Running Blind (1979– )
5/10
Cold War spies in unintentional comedy set in Iceland
19 May 2023
This TV production's best things are a wonderful Land Rover jeep that goes over all manner of landscape in Iceland until some CIA marksman punctures its front left tire; and lovely Ragnheiður Steindórsdóttir.

That the aim is to stop British agent Stuart Wilson à la James Bond is only briefly baffling (why bring the CIA to Iceland to ice an MI 5 operative?) because by then even a dimwit sees that this story makes no sense at all, that these special agents, spies, gadget couriers et al amount to the most useless motley assortment any taxpayer unwittingly financing these operations can imagine.

There is one exception: Ragnheiður Steindórsdóttir.

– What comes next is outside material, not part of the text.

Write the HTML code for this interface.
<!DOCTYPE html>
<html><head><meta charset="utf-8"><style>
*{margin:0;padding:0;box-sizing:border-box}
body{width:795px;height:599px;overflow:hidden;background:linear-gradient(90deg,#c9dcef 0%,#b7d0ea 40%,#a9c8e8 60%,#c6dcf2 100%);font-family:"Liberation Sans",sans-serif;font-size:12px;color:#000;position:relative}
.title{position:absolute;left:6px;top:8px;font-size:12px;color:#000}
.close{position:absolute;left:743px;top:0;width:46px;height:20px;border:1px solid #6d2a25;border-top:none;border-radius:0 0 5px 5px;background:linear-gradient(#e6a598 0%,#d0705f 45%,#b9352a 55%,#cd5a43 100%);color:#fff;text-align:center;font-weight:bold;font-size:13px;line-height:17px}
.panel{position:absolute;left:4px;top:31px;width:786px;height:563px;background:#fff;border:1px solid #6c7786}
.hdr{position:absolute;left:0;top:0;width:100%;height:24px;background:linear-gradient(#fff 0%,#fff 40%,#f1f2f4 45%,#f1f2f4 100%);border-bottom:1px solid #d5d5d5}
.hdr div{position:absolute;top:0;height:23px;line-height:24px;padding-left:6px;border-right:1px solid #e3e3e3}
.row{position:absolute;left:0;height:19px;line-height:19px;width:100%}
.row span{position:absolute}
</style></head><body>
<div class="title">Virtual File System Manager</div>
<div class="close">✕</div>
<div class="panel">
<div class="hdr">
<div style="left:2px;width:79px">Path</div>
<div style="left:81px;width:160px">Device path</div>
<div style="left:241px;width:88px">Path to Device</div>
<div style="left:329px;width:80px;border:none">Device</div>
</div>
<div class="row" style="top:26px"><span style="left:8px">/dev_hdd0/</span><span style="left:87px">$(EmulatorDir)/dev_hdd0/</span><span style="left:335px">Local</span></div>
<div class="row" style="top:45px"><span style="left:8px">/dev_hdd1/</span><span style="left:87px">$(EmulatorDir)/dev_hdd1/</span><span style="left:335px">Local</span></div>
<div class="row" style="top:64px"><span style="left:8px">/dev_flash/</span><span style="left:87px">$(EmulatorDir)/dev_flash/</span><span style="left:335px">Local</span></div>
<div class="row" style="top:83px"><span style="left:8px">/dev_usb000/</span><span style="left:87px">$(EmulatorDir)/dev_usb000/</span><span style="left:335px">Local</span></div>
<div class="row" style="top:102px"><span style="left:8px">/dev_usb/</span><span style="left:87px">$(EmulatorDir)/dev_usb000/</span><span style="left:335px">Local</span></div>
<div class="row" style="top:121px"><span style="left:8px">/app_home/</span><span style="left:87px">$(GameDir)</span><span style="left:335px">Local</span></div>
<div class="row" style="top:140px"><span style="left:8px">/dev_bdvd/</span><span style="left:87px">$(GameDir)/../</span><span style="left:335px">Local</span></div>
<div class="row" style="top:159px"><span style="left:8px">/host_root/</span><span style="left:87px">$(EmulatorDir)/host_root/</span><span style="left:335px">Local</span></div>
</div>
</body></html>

She amounts to much more than Stuart Wilson's pretty and curvaceous girlfriend - she changes tires, disobeys him, wants no one shot dead, but in the end fires off her rifle until nothing moves in a house full of Russian agents.

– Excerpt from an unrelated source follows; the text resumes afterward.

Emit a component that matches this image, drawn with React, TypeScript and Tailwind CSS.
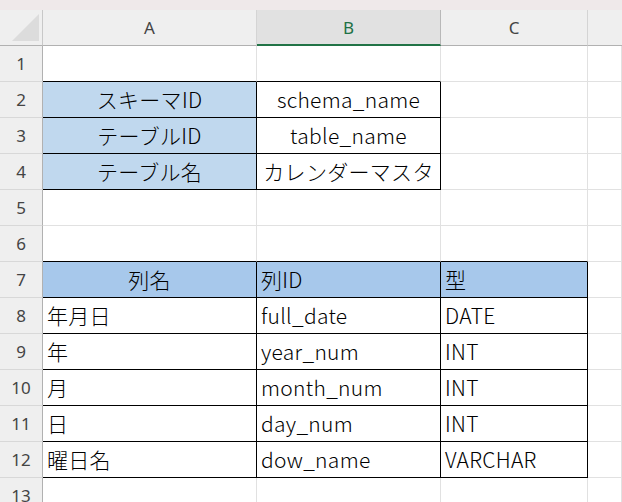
import React from "react";

const FONT = { fontFamily: '"Noto Sans CJK JP", "Noto Sans", sans-serif' };
const HFONT = { fontFamily: '"Noto Sans", "Open Sans", sans-serif' };

type C = {
  t?: string;
  bg?: string;
  align?: "c" | "l";
  br?: boolean;
  bb?: boolean;
};

const W = ["w-[214px]", "w-[184px]", "w-[147px]", "w-[34px]"];

function Cell({ c, i }: { c: C; i: number }) {
  const cls = [
    "h-[36px] shrink-0 border-r border-b flex items-center overflow-hidden whitespace-nowrap text-[21px] font-light text-black leading-none tracking-[0.3px]",
    W[i],
    c.bg === "b1" ? "bg-[#c0d8ee]" : c.bg === "b2" ? "bg-[#a7c8eb]" : "bg-white",
    c.br ? "border-r-black" : "border-r-[#e1e1e1]",
    c.bb ? "border-b-black" : "border-b-[#e1e1e1]",
    c.align === "c" ? "justify-center" : "justify-start pl-[4px]",
  ].join(" ");
  return (
    <div className={cls} style={FONT}>
      {c.t}
    </div>
  );
}

const rows: C[][] = [
  [{ bb: true }, { bb: true }, {}, {}],
  [
    { t: "スキーマID", bg: "b1", align: "c", br: true, bb: true },
    { t: "schema_name", align: "c", br: true, bb: true },
    {},
    {},
  ],
  [
    { t: "テーブルID", bg: "b1", align: "c", br: true, bb: true },
    { t: "table_name", align: "c", br: true, bb: true },
    {},
    {},
  ],
  [
    { t: "テーブル名", bg: "b1", align: "c", br: true, bb: true },
    { t: "カレンダーマスタ", align: "c", br: true, bb: true },
    {},
    {},
  ],
  [{}, {}, {}, {}],
  [{ bb: true }, { bb: true }, { bb: true }, {}],
  [
    { t: "列名", bg: "b2", align: "c", br: true, bb: true },
    { t: "列ID", bg: "b2", br: true, bb: true },
    { t: "型", bg: "b2", br: true, bb: true },
    {},
  ],
  [
    { t: "年月日", br: true, bb: true },
    { t: "full_date", br: true, bb: true },
    { t: "DATE", br: true, bb: true },
    {},
  ],
  [
    { t: "年", br: true, bb: true },
    { t: "year_num", br: true, bb: true },
    { t: "INT", br: true, bb: true },
    {},
  ],
  [
    { t: "月", br: true, bb: true },
    { t: "month_num", br: true, bb: true },
    { t: "INT", br: true, bb: true },
    {},
  ],
  [
    { t: "日", br: true, bb: true },
    { t: "day_num", br: true, bb: true },
    { t: "INT", br: true, bb: true },
    {},
  ],
  [
    { t: "曜日名", br: true, bb: true },
    { t: "dow_name", br: true, bb: true },
    { t: "VARCHAR", br: true, bb: true },
    {},
  ],
  [{}, {}, {}, {}],
];

export default function App() {
  return (
    <div className="w-[622px] h-[502px] overflow-hidden bg-white">
      <div className="h-[10px] bg-[#efe9ea]" />
      <div className="flex h-[36px]" style={HFONT}>
        <div className="relative w-[43px] shrink-0 h-[36px] bg-[#efefef] border-r border-b border-r-[#c8c8c8] border-b-[#b1b1b1]">
          <svg className="absolute left-0 top-0" width="43" height="36" viewBox="0 0 43 36">
            <polygon points="39,4 39,31 12,31" fill="#dcdcdc" />
          </svg>
        </div>
        <div className="w-[214px] shrink-0 h-[36px] bg-[#efefef] border-r border-b border-r-[#d4d4d4] border-b-[#b1b1b1] flex items-center justify-center text-[17px] text-[#444]">
          A
        </div>
        <div className="w-[184px] shrink-0 h-[36px] bg-[#e1e1e1] border-r border-b-2 border-r-[#b8b8b8] border-b-[#217346] flex items-center justify-center text-[17px] text-[#1e7145] pt-[1px]">
          B
        </div>
        <div className="w-[147px] shrink-0 h-[36px] bg-[#efefef] border-r border-b border-r-[#d4d4d4] border-b-[#b1b1b1] flex items-center justify-center text-[17px] text-[#444]">
          C
        </div>
        <div className="w-[34px] shrink-0 h-[36px] bg-[#efefef] border-b border-b-[#b1b1b1]" />
      </div>
      {rows.map((r, ri) => (
        <div key={ri} className="flex h-[36px]">
          <div
            className="w-[43px] shrink-0 h-[36px] bg-[#efefef] border-r border-b border-r-[#b1b1b1] border-b-[#d8d8d8] flex items-center justify-center text-[17px] text-[#444]"
            style={HFONT}
          >
            {ri + 1}
          </div>
          {r.map((c, i) => (
            <Cell key={i} c={c} i={i} />
          ))}
        </div>
      ))}
    </div>
  );
}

RUNNING BLIND is a most inappropriate title: Wilson has a clear sight of everything on Iceland's lunar-like flat expanses, and he has the telescopic sights and cross hairs to improve his vision when he needs it. Plus he can spot George Sewell as the rotten egg the moment the latter tries to have him killed by the first of many useless hitmen in this spy and counterspy saga.

I found myself laughing at all the tomato sauce passing for bleeding wounds, poor Ragnheiður getting shot in the arm and leg and still soldiering on, Wilson shot in the hand and still firing off his rifle, poor Kennekin sexually incapacitated, and planes and helicopters announcing the enemy's presence.

This unintentional comedy wastes you 2 priceless hours: a proper MacGuffin through and through, as Hitch would put it.